The pressure of that, and the extent to which he convinced himself he couldn’t be both out and a ballplayer, led him to retire, and has led him now to a place of understanding the pitfalls of clubhouse dynamics and the work that still needs to be done.

As the Cardinals celebrated Pride Night on Friday, they did so with only one active, out player — Anderson Comás of the Chicago White Sox Arizona Complex League team — in professional baseball.

“I think now more than ever is the time to come out and be yourself,” Dunnington said Friday in a phone interview. “It’s really as big of a deal as you make it, right? That’s what I had to learn. I was putting it on a pedestal of being this crazy moment for me … My family, my friends, no one really cared, and they all treated me as the same person. And I just realized, dang, I could have done this years ago.”

What held him back, in part, was the challenges he faced inside the clubhouse.

Dunnington recalled several instances of open homophobic speech, both from a coach in college and then from teammates as he worked through the lowest levels of the Cardinals minor league system.

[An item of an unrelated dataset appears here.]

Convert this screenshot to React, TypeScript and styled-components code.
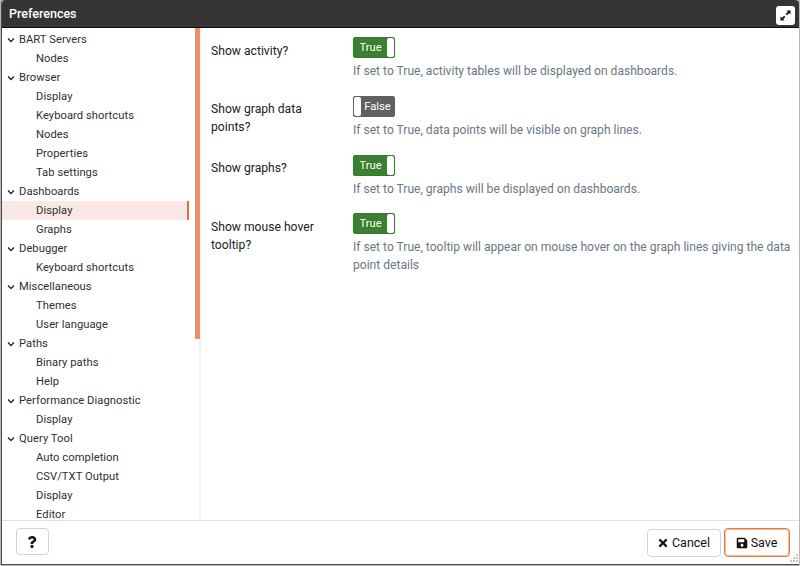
import React from 'react';
import styled, { createGlobalStyle } from 'styled-components';
import { FaQuestion, FaSave, FaTimes } from 'react-icons/fa';

const GlobalStyle = createGlobalStyle`
  *, *::before, *::after { box-sizing: border-box; }
  html, body { margin: 0; padding: 0; background: #b9b4bb; overflow: hidden; }
  body { font-family: Roboto, "Liberation Sans", sans-serif; color: #222; }
`;

const Page = styled.div`
  width: 800px;
  height: 566px;
  padding: 0 1px 1px 1px;
`;

const Dialog = styled.div`
  position: relative;
  display: flex;
  flex-direction: column;
  width: 798px;
  height: 565px;
  background: #fff;
  border: solid #4b494d;
  border-width: 0 0 1px 1px;
  border-radius: 4px 4px 0 0;
  overflow: hidden;
`;

const Header = styled.header`
  flex: none;
  display: flex;
  align-items: center;
  justify-content: space-between;
  height: 28px;
  padding: 0 4px 0 7px;
  background: #363435;
  border-bottom: 1px solid #0c0c0c;
  color: #fff;
`;

const Title = styled.h1`
  margin: 0;
  font-size: 12.5px;
  font-weight: 500;
  line-height: 18px;
`;

const ExpandButton = styled.button`
  display: flex;
  align-items: center;
  justify-content: center;
  width: 19px;
  height: 19px;
  margin-top: 4px;
  padding: 0;
  border: 0;
  border-radius: 3px;
  background: #fff;
`;

const Body = styled.div`
  flex: none;
  display: flex;
  height: 492px;
`;

const Sidebar = styled.nav`
  flex: none;
  display: flex;
  width: 199px;
  border-right: 2px solid #eff1f3;
`;

const Tree = styled.ul`
  flex: none;
  width: 193px;
  height: 492px;
  margin: 0;
  padding: 2px 6px 0 0;
  list-style: none;
  overflow: hidden;
`;

const TreeRow = styled.li<{ $child: boolean; $selected: boolean }>`
  display: flex;
  align-items: center;
  height: 19px;
  padding: 0 0 0 ${p => (p.$child ? '34px' : '5px')};
  line-height: 18px;
  background: ${p => (p.$selected ? '#f9e8e6' : 'transparent')};
  border-right: 2px solid ${p => (p.$selected ? '#dc7439' : 'transparent')};
  color: #303030;
  font-size: 11.2px;
  letter-spacing: 0.05px;
  white-space: nowrap;
`;

const Chevron = styled.svg`
  flex: none;
  width: 8px;
  height: 8px;
  margin-right: 4px;
`;

const ScrollThumb = styled.div`
  flex: none;
  width: 5px;
  height: 311px;
  background: #ea9068;
`;

const Settings = styled.main`
  flex: 1;
  padding: 9px 0 0 10px;
`;

const Setting = styled.section`
  display: grid;
  grid-template-columns: 142px 1fr;
  height: 58.8px;
`;

const Label = styled.div`
  width: 122px;
  padding-top: 4.5px;
  font-size: 12.15px;
  line-height: 18px;
`;

const Toggle = styled.div<{ $on: boolean }>`
  display: flex;
  flex-direction: ${p => (p.$on ? 'row' : 'row-reverse')};
  width: 42px;
  height: 21px;
  border: 1px solid ${p => (p.$on ? '#377a2e' : '#606060')};
  border-radius: 2px;
  background: ${p => (p.$on ? '#3b7f31' : '#606060')};
  overflow: hidden;
`;

const ToggleText = styled.span`
  flex: 1;
  color: #fff;
  font-size: 11.2px;
  line-height: 19px;
  text-align: center;
`;

const Knob = styled.span`
  width: 7px;
  border-radius: 2px;
  background: #fff;
`;

const Help = styled.p`
  width: 444px;
  margin: 4px 0 0;
  color: #6b7785;
  font-size: 12.08px;
  line-height: 18px;
`;

const Footer = styled.footer`
  flex: 1;
  display: flex;
  align-items: center;
  padding: 0 9px 0 14px;
  border-top: 1px solid #dde0e6;
`;

const Button = styled.button<{ $primary?: boolean; $width: number }>`
  display: flex;
  align-items: center;
  justify-content: center;
  gap: 3px;
  width: ${p => p.$width}px;
  height: 28px;
  padding: 0 1px 0 0;
  border: 1px solid ${p => (p.$primary ? '#e9793d' : '#d0d4de')};
  box-shadow: ${p => (p.$primary ? 'inset 0 0 0 1px #f5bd9d' : 'none')};
  border-radius: 4px;
  background: #fff;
  color: #111;
  font: 12.5px Roboto, sans-serif;
`;

const HelpButton = styled(Button)`
  height: 27px;
  margin: -2px auto 0 0;
`;

const SaveButton = styled(Button)`
  height: 29px;
  margin-left: 3px;
`;

const Grip = styled.svg`
  position: absolute;
  right: 0;
  bottom: 1px;
  width: 9px;
  height: 9px;
`;

const groups: [string, string[]][] = [
  ['BART Servers', ['Nodes']],
  ['Browser', ['Display', 'Keyboard shortcuts', 'Nodes', 'Properties', 'Tab settings']],
  ['Dashboards', ['Display', 'Graphs']],
  ['Debugger', ['Keyboard shortcuts']],
  ['Miscellaneous', ['Themes', 'User language']],
  ['Paths', ['Binary paths', 'Help']],
  ['Performance Diagnostic', ['Display']],
  ['Query Tool', ['Auto completion', 'CSV/TXT Output', 'Display', 'Editor']],
];

const settings = [
  { label: 'Show activity?', on: true, help: 'If set to True, activity tables will be displayed on dashboards.' },
  { label: 'Show graph data points?', on: false, help: 'If set to True, data points will be visible on graph lines.' },
  { label: 'Show graphs?', on: true, help: 'If set to True, graphs will be displayed on dashboards.' },
  {
    label: 'Show mouse hover tooltip?',
    on: true,
    help: 'If set to True, tooltip will appear on mouse hover on the graph lines giving the data point details',
  },
];

export default function App() {
  return (
    <Page>
      <GlobalStyle />
      <Dialog>
        <Header>
          <Title>Preferences</Title>
          <ExpandButton aria-label="Maximize">
            <svg width="11" height="11" viewBox="0 0 11 11" fill="#111" stroke="#111">
              <path d="M6.5 0.5h4v4zM0.5 6.5v4h4z" stroke="none" />
              <path d="M6.3 4.7 8.8 2.2M4.7 6.3 2.2 8.8" strokeWidth="1.8" />
            </svg>
          </ExpandButton>
        </Header>
        <Body>
          <Sidebar>
            <Tree>
              {groups.map(([group, items]) => (
                <React.Fragment key={group}>
                  <TreeRow $child={false} $selected={false}>
                    <Chevron viewBox="0 0 8 8">
                      <path d="M1 2.5 4 5.5 7 2.5" fill="none" stroke="#222" strokeWidth="1.3" />
                    </Chevron>
                    {group}
                  </TreeRow>
                  {items.map(item => (
                    <TreeRow key={item} $child $selected={group === 'Dashboards' && item === 'Display'}>
                      {item}
                    </TreeRow>
                  ))}
                </React.Fragment>
              ))}
            </Tree>
            <ScrollThumb />
          </Sidebar>
          <Settings>
            {settings.map(s => (
              <Setting key={s.label}>
                <Label>{s.label}</Label>
                <div>
                  <Toggle $on={s.on}>
                    <ToggleText>{s.on ? 'True' : 'False'}</ToggleText>
                    <Knob />
                  </Toggle>
                  <Help>{s.help}</Help>
                </div>
              </Setting>
            ))}
          </Settings>
        </Body>
        <Footer>
          <HelpButton $width={33} aria-label="Help"><FaQuestion size={12} /></HelpButton>
          <Button $width={74}><FaTimes size={12} />Cancel</Button>
          <SaveButton $width={66} $primary><FaSave size={12} />Save</SaveButton>
        </Footer>
        <Grip viewBox="0 0 9 9" fill="#c4c4c4">
          <path d="M6 0h2v2H6zM3 3h2v2H3zM6 3h2v2H6zM0 6h2v2H0zM3 6h2v2H3zM6 6h2v2H6z" />
        </Grip>
      </Dialog>
    </Page>
  );
}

Without confidence in the support he might have from the Cardinals, it was easier for Dunnington to walk away. Now, with the benefit of hindsight and personal growth, he’s not certain that was a necessary step.

Instead of speaking to the team, he waited until after retiring to speak to OutSports, an online publication focusing on LGBTQ athletes.

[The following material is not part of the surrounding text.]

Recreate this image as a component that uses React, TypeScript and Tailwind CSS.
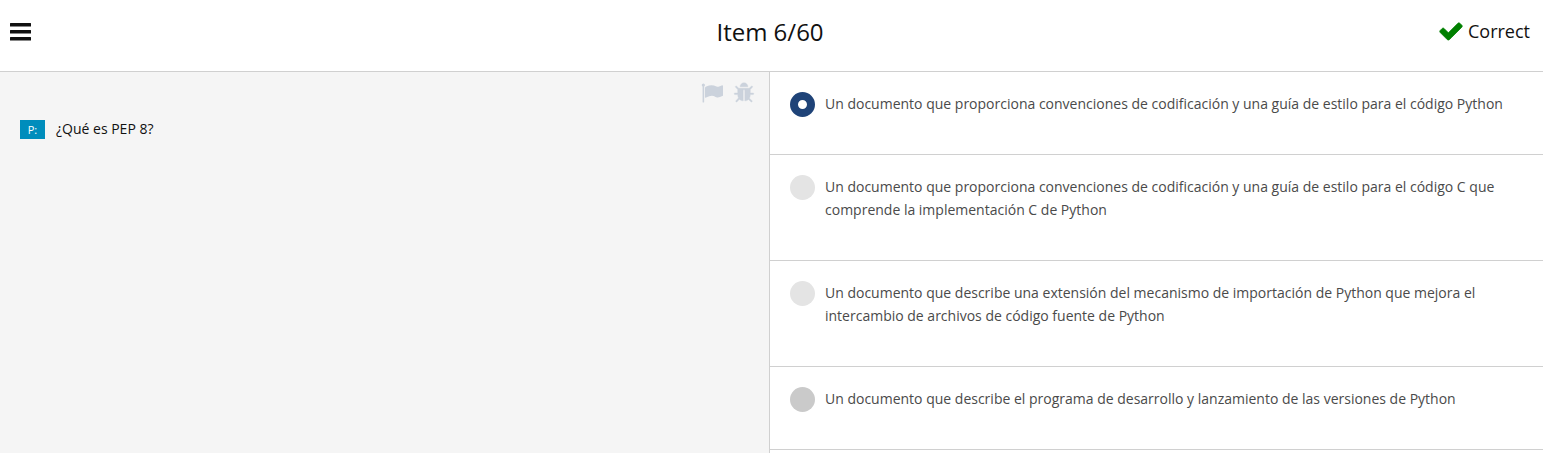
import { useState, type ReactNode } from "react";

const answers = [
  { text: "Un documento que proporciona convenciones de codificación y una guía de estilo para el código Python", tone: "bg-[#e4e4e4]" },
  { text: "Un documento que proporciona convenciones de codificación y una guía de estilo para el código C que comprende la implementación C de Python", tone: "bg-[#e4e4e4]" },
  { text: "Un documento que describe una extensión del mecanismo de importación de Python que mejora el intercambio de archivos de código fuente de Python", tone: "bg-[#e4e4e4]" },
  { text: "Un documento que describe el programa de desarrollo y lanzamiento de las versiones de Python", tone: "bg-[#cacaca]" },
];

function Icon({ className, children }: { className: string; children: ReactNode }) {
  return (
    <svg viewBox="0 0 1792 1792" fill="currentColor" aria-hidden="true" className={className}>
      {children}
    </svg>
  );
}

export default function App() {
  const [selected, setSelected] = useState(0);
  return (
    <div className="flex h-screen flex-col overflow-hidden bg-white font-['Open_Sans',sans-serif] text-[#111]">
      <header className="grid h-[72px] shrink-0 grid-cols-[1fr_auto_1fr] items-start border-b border-[#d0d0d0] pt-4 pr-[13px] pl-[10px]">
        <button type="button" aria-label="Menu" className="w-fit pt-[7px]">
          <svg viewBox="0 0 21 18" fill="currentColor" aria-hidden="true" className="h-[18px] w-[21px]">
            <rect width="21" height="3.5" rx=".2" />
            <rect y="7" width="21" height="3.5" rx=".2" />
            <rect y="14" width="21" height="3.5" rx=".2" />
          </svg>
        </button>
        <h1 className="text-2xl leading-8">Item 6/60</h1>
        <div className="flex items-center gap-1 justify-self-end text-lg leading-[30px]">
          <Icon className="size-[26px]">
            <path fill="#008000" stroke="#008000" strokeWidth="50" d="M1671 566q0 40-28 68l-724 724-136 136q-28 28-68 28t-68-28l-136-136-362-362q-28-28-28-68t28-68l136-136q28-28 68-28t68 28l294 295 656-657q28-28 68-28t68 28l136 136q28 28 28 68z" />
          </Icon>
          <span>Correct</span>
        </div>
      </header>
      <main className="grid min-h-0 flex-1 grid-cols-[minmax(0,770fr)_minmax(0,773fr)]">
        <section className="border-r border-[#d0d0d0] bg-[#f5f5f5] pt-[10px] pr-[14px] pl-5">
          <div className="flex justify-end gap-[10px] text-[#cbd2dc]">
            <button type="button" aria-label="Flag">
              <Icon className="size-[22px]">
                <path d="M320 256q0 72-64 110v1266q0 13-9.5 22.5t-22.5 9.5h-64q-13 0-22.5-9.5t-9.5-22.5v-1266q-64-38-64-110 0-53 37.5-90.5t90.5-37.5 90.5 37.5 37.5 90.5zm1472 64v763q0 25-12.5 38.5t-39.5 27.5q-215 116-369 116-61 0-123.5-22t-108.5-48-115.5-48-142.5-22q-192 0-464 146-17 9-33 9-26 0-45-19t-19-45v-742q0-32 31-55 21-14 79-43 236-120 421-120 107 0 200 29t219 88q38 19 88 19 54 0 117.5-21t110-47 88-47 54.5-21q26 0 45 19t19 45z" />
              </Icon>
            </button>
            <button type="button" aria-label="Report a bug">
              <Icon className="size-[22px]">
                <path stroke="currentColor" strokeWidth="30" d="M1696 960q0 26-19 45t-45 19h-224q0 171-67 290l208 209q19 19 19 45t-19 45q-18 19-45 19t-45-19l-198-197q-5 5-15 13t-42 28.5-65 36.5-82 29-97 13v-896h-128v896q-51 0-101.5-13.5t-87-33-66-39-43.5-32.5l-15-14-183 207q-20 21-48 21-24 0-43-16-19-18-20.5-44.5t15.5-46.5l202-227q-58-114-58-274h-224q-26 0-45-19t-19-45 19-45 45-19h224v-294l-173-173q-19-19-19-45t19-45 45-19 45 19l173 173h844l173-173q19-19 45-19t45 19 19 45-19 45l-173 173v294h224q26 0 45 19t19 45zm-480-576h-640q0-133 93.5-226.5t226.5-93.5 226.5 93.5 93.5 226.5z" />
              </Icon>
            </button>
          </div>
          <div className="mt-[15px] flex items-center gap-[11px] text-sm">
            <span className="w-[25px] bg-[#008dbc] text-center text-[11px] leading-[19px] text-white">P:</span>
            <p>¿Qué es PEP 8?</p>
          </div>
        </section>
        <section>
          {answers.map(({ text, tone }, i) => (
            <label key={text} className="flex cursor-pointer items-start gap-[10px] border-b border-[#d0d0d0] px-5 pt-5 text-sm leading-[23px] text-[#4a4a4a]">
              <input
                type="radio"
                name="answer"
                checked={selected === i}
                onChange={() => setSelected(i)}
                className={`size-[25px] shrink-0 appearance-none rounded-full ${tone} checked:border-[8px] checked:border-[#1f4378] checked:bg-white`}
              />
              <span className="pb-[39px]">{text}</span>
            </label>
          ))}
        </section>
      </main>
    </div>
  );
}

“When I came out with my story, my intent wasn’t to blame the Cardinals, and I know that I didn’t do that,” he said. “There was a gap in communication to start. Following that, I went out there for Pride Night. I met with John Mozeliak and Billy Bean, we sat down, we had a really open and honest conversation, hashed it out. And then, just as part of life, you move on, you move forward.”

Mozeliak, who had just been promoted to President of Baseball Operations, and Bean, an out former major leaguer who works in the MLB Commissioner’s office, walked out on the field with Dunnington to deliver a ceremonial first pitch, and the Cardinals were able to present an image of unity in the wake of controversy.

Even that step, though, started with several missteps. The Cardinals did not invite Dunnington to their event until learning he would be in town for an unrelated political fundraiser. When he was asked to come in early for a meeting, he was under the impression it would be a direct conversation with Mozeliak. Bean’s presence came as a surprise.

“You want your work environment to feel safe and inclusive, regardless of the person,” Mozeliak said when asked whether the club would handle the situation with Dunnington the same today as they did in 2016 and 2017. “As you look back in time, which, I don’t have a detailed memory of exactly what you’re referring to, I assure you we looked at what our practices were. If something like that happened today, we would definitely inquire.”

Mozeliak said the club did look into practices and potential areas of concern at its complex in Florida, but the scope of that investigation was seemingly limited. Dunnington was not interviewed formally by the Cardinals as part of that process, and has not had formal contact with the organization since his appearance at Pride Night in 2017.

Neither Dunnington nor the Cardinals seems uncomfortable with that arrangement. Dunnington said he still keeps in touch with several teammates from his minor league days and was involved in a panel discussion around LGBTQ issues in sports in St. Louis as recently as last year, but he doesn’t currently hold any formal mentoring roles.

Despite Dunnington’s experience in the system and the pledge, at the time, to improve the organizational culture, Mozeliak demurred when asked if the club had the necessary support environment in place to support an out, gay player on its Major League roster today.

“I mean, I would hope so,” he said. “But I don’t know that. It’s a hypothetical.”

He’s not alone in his uncertainty. Dunnington, in large part, agrees.

“Do I feel like everyone from … all three, kind of coach, player, fan perspective would openly accept me? No,” he admitted. “But that’s something that I know that after coming out, I would have accepted and I think the majority would be fine with it.

“I still think players can come out. I think it’s important to find, really, your chosen family when you do, because not everyone will be accepting. You’re going to have people that will be vocal about it, and public about not being accepting of it.

“And as long as you have your chosen family, and people that you can kind of lean into during those tough times, I think that’s what matters. If you can overcome that adversity, you’ll end up being a better player for it.”